• Available data:
%%
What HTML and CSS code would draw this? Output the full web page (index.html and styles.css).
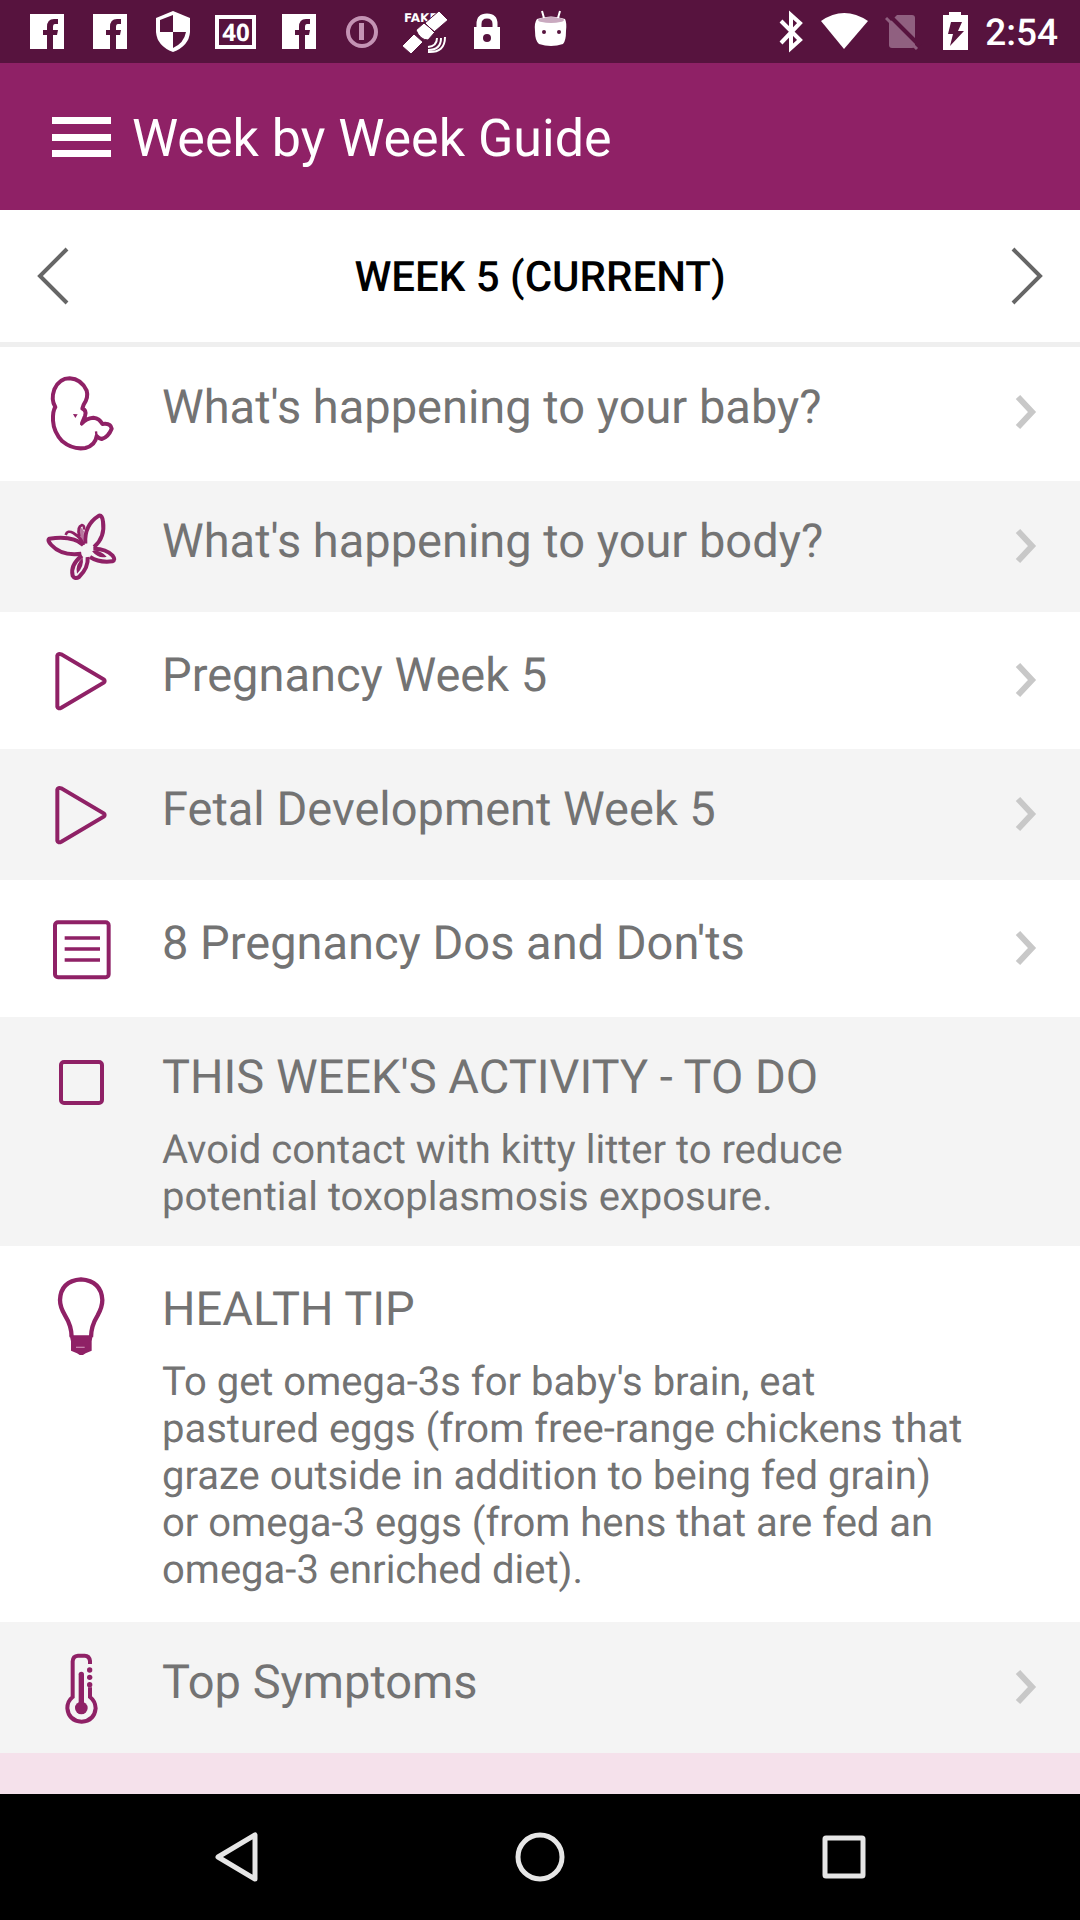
FILE: index.html
```html
<!DOCTYPE html>
<html lang="en">
<head>
<meta charset="utf-8">
<meta name="viewport" content="width=device-width, initial-scale=1">
<title>Week by Week Guide</title>
<link rel="stylesheet" href="styles.css">
</head>
<body>
<svg class="defs" aria-hidden="true">
  <symbol id="facebook" viewBox="0 0 63 63"><path fill="#fff" d="M14 14h34v35H14z"/><path fill="#57133e" d="M31 49V35h-4v-5h4v-3q0-8 7-8h4v5h-3q-2 0-2 3v3h5l-1 5h-4v14z"/></symbol>
  <symbol id="chevron" viewBox="0 0 24 36"><path d="M3 3l14 15L3 33" fill="none" stroke="currentColor" stroke-width="6"/></symbol>
  <symbol id="play" viewBox="63 121 240 240"><path d="M112 165V318Q114 326 124 321L251 246Q257 241 251 236L124 161Q114 158 112 165Z" fill="none" stroke="currentColor" stroke-width="12"/></symbol>
</svg>

<div class="status-bar">
  <div class="notifications">
    <svg class="note"><use href="#facebook"/></svg>
    <svg class="note"><use href="#facebook"/></svg>
    <svg class="note" viewBox="0 0 63 63"><path fill="#fff" d="M31 11l17 7v14q-1 14-17 20Q15 46 14 32V18z"/><path fill="#57133e" d="M31 15v17H18V20zM31 32h13q-2 11-13 16z"/></svg>
    <svg class="note" viewBox="0 0 63 63"><rect x="12" y="17" width="37" height="30" fill="none" stroke="#fff" stroke-width="4"/><text x="31" y="41" class="battery-level">40</text></svg>
    <svg class="note"><use href="#facebook"/></svg>
    <svg class="note" viewBox="0 0 63 63"><circle cx="31" cy="32" r="14" fill="none" stroke="#c493b4" stroke-width="4"/><rect x="28" y="23" width="5" height="17" fill="#c493b4"/></svg>
    <svg class="note" viewBox="0 0 63 63"><text x="10" y="22" class="fake">FAKE</text><path fill="#fff" stroke="#57133e" stroke-width="1" d="M8 46l12-12 9 8-12 12zM22 30l8-7 11 9-7 8q-8 0-12-10zM31 23L45 11l9 9-14 12z"/><path d="M43 38q0 8-9 9M47 38q0 12-13 12M51 37q0 16-17 15" fill="none" stroke="#fff" stroke-width="2"/></svg>
    <svg class="note" viewBox="0 0 63 63"><rect x="17" y="27" width="26" height="22" fill="#fff"/><path d="M22 28v-4q0-8 8-8t8 8v4" fill="none" stroke="#fff" stroke-width="5"/><circle cx="30" cy="38" r="4" fill="#57133e"/></svg>
    <svg class="note" viewBox="0 0 63 63"><path d="M17 19q14-5 28 0 2 4 1 12 0 10-3 13-12 4-24 0-4-3-4-13-1-8 2-12z" fill="#fff"/><ellipse cx="31" cy="20" rx="13" ry="3" fill="#c9a9bf"/><path d="M24 18l-2-7M38 18l2-7" stroke="#fff" stroke-width="2"/><circle cx="24" cy="32" r="2" fill="#57133e"/><circle cx="39" cy="32" r="2" fill="#57133e"/></svg>
  </div>
  <div class="system">
    <svg width="25" height="63" viewBox="0 0 25 63"><path d="M2 21l19 19-9 8V15l9 8L2 43" fill="none" stroke="#fff" stroke-width="4"/></svg>
    <svg width="47" height="63" viewBox="0 0 47 63"><path d="M0 21q23-16 47 0L23 49z" fill="#fff"/></svg>
    <svg width="41" height="63" viewBox="0 0 41 63"><path d="M4 23l8-8h15q3 0 3 3v27q0 3-3 3H7q-3 0-3-3z" fill="#906080"/><path d="M3 14l32 32" stroke="#57133e" stroke-width="4"/><path d="M1 18l31 31" stroke="#906080" stroke-width="3"/></svg>
    <svg width="25" height="63" viewBox="0 0 25 63"><path d="M0 15h6v-3h12v3h7v35H0z" fill="#fff"/><path d="M8 22h11l-4 9h6L7 46l3-12H5z" fill="#57133e"/></svg>
    <span class="clock">2:54</span>
  </div>
</div>

<header class="app-bar">
  <button class="menu" aria-label="Menu"><svg width="59" height="40" viewBox="0 0 59 40"><path d="M0 0h59v7H0zM0 17h59v7H0zM0 33h59v7H0z" fill="#fff"/></svg></button>
  <h1 class="title">Week by Week Guide</h1>
</header>

<main class="content">
  <div class="week">
    <button class="step" aria-label="Previous week"><svg width="32" height="58" viewBox="0 0 32 58"><path d="M30 2L3 29l27 27" fill="none" stroke="#666" stroke-width="4"/></svg></button>
    <h2 class="week-name">WEEK 5 (CURRENT)</h2>
    <button class="step" aria-label="Next week"><svg width="32" height="58" viewBox="0 0 32 58"><path d="M2 2l27 27L2 56" fill="none" stroke="#666" stroke-width="4"/></svg></button>
  </div>

  <ul class="list">
    <li><a class="row" href="#baby">
      <span class="icon"><svg class="glyph" viewBox="63 69 240 240"><path d="M106 171Q92 149 103 118Q118 85 149 85Q184 87 200 122Q206 143 191 164L187 176Q201 181 195 198L186 220Q198 205 220 203Q239 205 247 222Q272 218 275 236Q265 261 245 267Q236 265 230 258Q226 286 196 294Q158 300 127 274Q101 247 99 212Q98 182 106 171Z" fill="none" stroke="currentColor" stroke-width="12" stroke-linejoin="round"/><path d="M228 244l2 18M183 226l10-17" stroke="currentColor" stroke-width="7"/><path d="M159 192l14 1-7 11z" fill="currentColor"/></svg></span>
      <span class="name">What's happening to your baby?</span>
      <svg class="more"><use href="#chevron"/></svg></a></li>
    <li><a class="row shade" href="#body">
      <span class="icon"><svg class="glyph" viewBox="63 472 240 240"><g fill="none" stroke="currentColor" stroke-width="12" stroke-linejoin="round"><path d="M196 582Q192 526 237 498Q247 496 249 516Q256 563 222 592"/><path d="M190 586Q160 557 88 567Q81 572 94 586Q125 620 184 612"/><path d="M186 618Q150 646 158 678Q165 690 177 682Q206 654 203 622"/><path d="M210 622Q238 640 277 635Q288 631 278 618Q257 596 220 597"/></g><path d="M137 556Q142 540 160 550Q185 565 191 586M178 560Q170 532 186 526Q194 527 192 540" fill="none" stroke="currentColor" stroke-width="8"/><path d="M188 624Q164 645 171 672Q193 650 188 624zM216 605Q237 598 260 621Q237 629 216 605z" fill="currentColor"/><path d="M160 556Q177 565 188 586L192 545L180 530L176 561z" fill="currentColor" opacity=".6"/></svg></span>
      <span class="name">What's happening to your body?</span>
      <svg class="more"><use href="#chevron"/></svg></a></li>
    <li><a class="row" href="#pregnancy-video">
      <span class="icon"><svg class="glyph"><use href="#play"/></svg></span>
      <span class="name">Pregnancy Week 5</span>
      <svg class="more"><use href="#chevron"/></svg></a></li>
    <li><a class="row shade" href="#fetal-video">
      <span class="icon"><svg class="glyph"><use href="#play"/></svg></span>
      <span class="name">Fetal Development Week 5</span>
      <svg class="more"><use href="#chevron"/></svg></a></li>
    <li><a class="row" href="#dos-and-donts">
      <span class="icon"><svg class="glyph" viewBox="63 927 240 240"><g fill="none" stroke="currentColor"><rect x="105" y="967" width="161" height="165" rx="9" stroke-width="12"/><path d="M134 1014h106M134 1047h106M134 1080h106" stroke-width="10"/></g></svg></span>
      <span class="name">8 Pregnancy Dos and Don'ts</span>
      <svg class="more"><use href="#chevron"/></svg></a></li>
    <li><div class="row shade">
      <span class="icon"><input class="check" type="checkbox" id="activity"></span>
      <div class="text">
        <label class="name" for="activity">THIS WEEK'S ACTIVITY - TO DO</label>
        <p class="detail">Avoid contact with kitty litter to reduce potential toxoplasmosis exposure.</p>
      </div></div></li>
    <li><div class="row">
      <span class="icon"><svg class="glyph" viewBox="63 763 240 240"><path d="M155 950Q155 916 135 884Q120 859 120 838Q122 781 183 776Q244 781 247 838Q247 859 233 884Q213 916 213 950" fill="none" stroke="currentColor" stroke-width="13"/><path d="M149 944h69l-3 18v28l-18 8-13 8-13-8-18-8v-28z" fill="currentColor"/><path d="M168 980h26" stroke="#c57eaa" stroke-width="4"/></svg></span>
      <div class="text">
        <h3 class="name">HEALTH TIP</h3>
        <p class="detail">To get omega-3s for baby's brain, eat pastured eggs (from free-range chickens that graze outside in addition to being fed grain) or omega-3 eggs (from hens that are fed an omega-3 enriched diet).</p>
      </div></div></li>
    <li><a class="row shade" href="#symptoms">
      <span class="icon"><svg class="glyph" viewBox="63 144 240 240"><path d="M210 192V183Q208 167 194 167H174Q159 168 158 184V291Q142 303 142 325Q146 363 185 365Q223 363 227 325Q226 303 210 291V262" fill="none" stroke="currentColor" stroke-width="12"/><path d="M184 223V320" stroke="currentColor" stroke-width="16" stroke-linecap="round"/><g fill="currentColor"><circle cx="184" cy="324" r="19"/><circle cx="209" cy="210" r="8"/><circle cx="209" cy="232" r="8"/><circle cx="209" cy="254" r="8"/></g></svg></span>
      <span class="name">Top Symptoms</span>
      <svg class="more"><use href="#chevron"/></svg></a></li>
  </ul>
</main>

<nav class="nav-bar">
  <button aria-label="Back"><svg width="48" height="52" viewBox="0 0 48 52"><path d="M43 4v44L6 26z" fill="none" stroke="#e6e6e6" stroke-width="5" stroke-linejoin="round"/></svg></button>
  <button aria-label="Home"><svg width="50" height="50" viewBox="0 0 50 50"><circle cx="25" cy="25" r="22" fill="none" stroke="#e6e6e6" stroke-width="5"/></svg></button>
  <button aria-label="Recent apps"><svg width="44" height="44" viewBox="0 0 44 44"><rect x="3" y="3" width="38" height="38" rx="1" fill="none" stroke="#e6e6e6" stroke-width="5" stroke-linejoin="round"/></svg></button>
</nav>
</body>
</html>
```
FILE: styles.css
```css
* { box-sizing: border-box; }

body {
  margin: 0;
  min-height: 100vh;
  display: flex;
  flex-direction: column;
  background: #f5e1eb;
  font-family: Roboto, "Liberation Sans", sans-serif;
  text-rendering: geometricPrecision;
  color: #737373;
}

button {
  display: flex;
  align-items: center;
  justify-content: center;
  padding: 0;
  border: 0;
  background: none;
}

h1, h2, h3, p, ul { margin: 0; padding: 0; font-weight: 400; }

ul { list-style: none; }

svg { display: block; flex: none; }

.defs { display: none; }

.status-bar {
  display: flex;
  justify-content: space-between;
  height: 63px;
  padding: 0 22px 0 16px;
  background: #57133e;
  color: #fff;
}

.notifications { display: flex; }

.note { width: 63px; height: 63px; }

.battery-level {
  font: 700 24px "Open Sans", sans-serif;
  fill: #fff;
  text-anchor: middle;
}

.fake { font: 700 12px "DejaVu Sans", sans-serif; fill: #fff; }

.system { display: flex; align-items: center; gap: 17px; }

.clock {
  padding-top: 4px;
  font-size: 37px;
  font-weight: 500;
  line-height: 59px;
}

.app-bar {
  display: flex;
  align-items: center;
  gap: 21px;
  height: 147px;
  padding: 0 52px;
  background: #8f2166;
  color: #fff;
}

.title { padding-top: 4px; font-size: 52px; line-height: 60px; }

.content { flex: none; background: #fff; }

.week {
  display: flex;
  align-items: center;
  justify-content: space-between;
  height: 137px;
  padding: 0 37px;
  border-bottom: 5px solid #efefef;
}

.week-name { padding-top: 3px; font-size: 42px; font-weight: 500; color: #000; }

.list { display: flex; flex-direction: column; gap: 3px; }

.row {
  display: grid;
  grid-template-columns: 162px 1fr 112px;
  align-items: start;
  min-height: 131px;
  color: inherit;
  text-decoration: none;
}

.shade { background: #f4f4f4; }

.icon {
  display: flex;
  align-items: center;
  justify-content: center;
  height: 131px;
  color: #8f2166;
}

.glyph { width: 80px; height: 80px; }

.name {
  display: block;
  font-size: 47px;
  line-height: 56px;
}

.row > .name, .text { padding-top: 33px; }

.text { padding-bottom: 26px; }

.detail { margin-top: 20px; font-size: 40px; line-height: 47px; }

.more {
  width: 24px;
  height: 36px;
  margin: 47px 0 0 47px;
  color: #c8c8c8;
}

.check {
  appearance: none;
  width: 45px;
  height: 45px;
  margin: 0;
  border: 4px solid #8f2166;
  border-radius: 5px;
}

.nav-bar {
  display: grid;
  grid-template-columns: repeat(3, 1fr);
  height: 126px;
  margin-top: auto;
  padding: 0 84px;
  background: #000;
}
```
%%
• Objective:
Only the number is wanted: how many lines in the data include the word "styles"?

• Exercise response:
3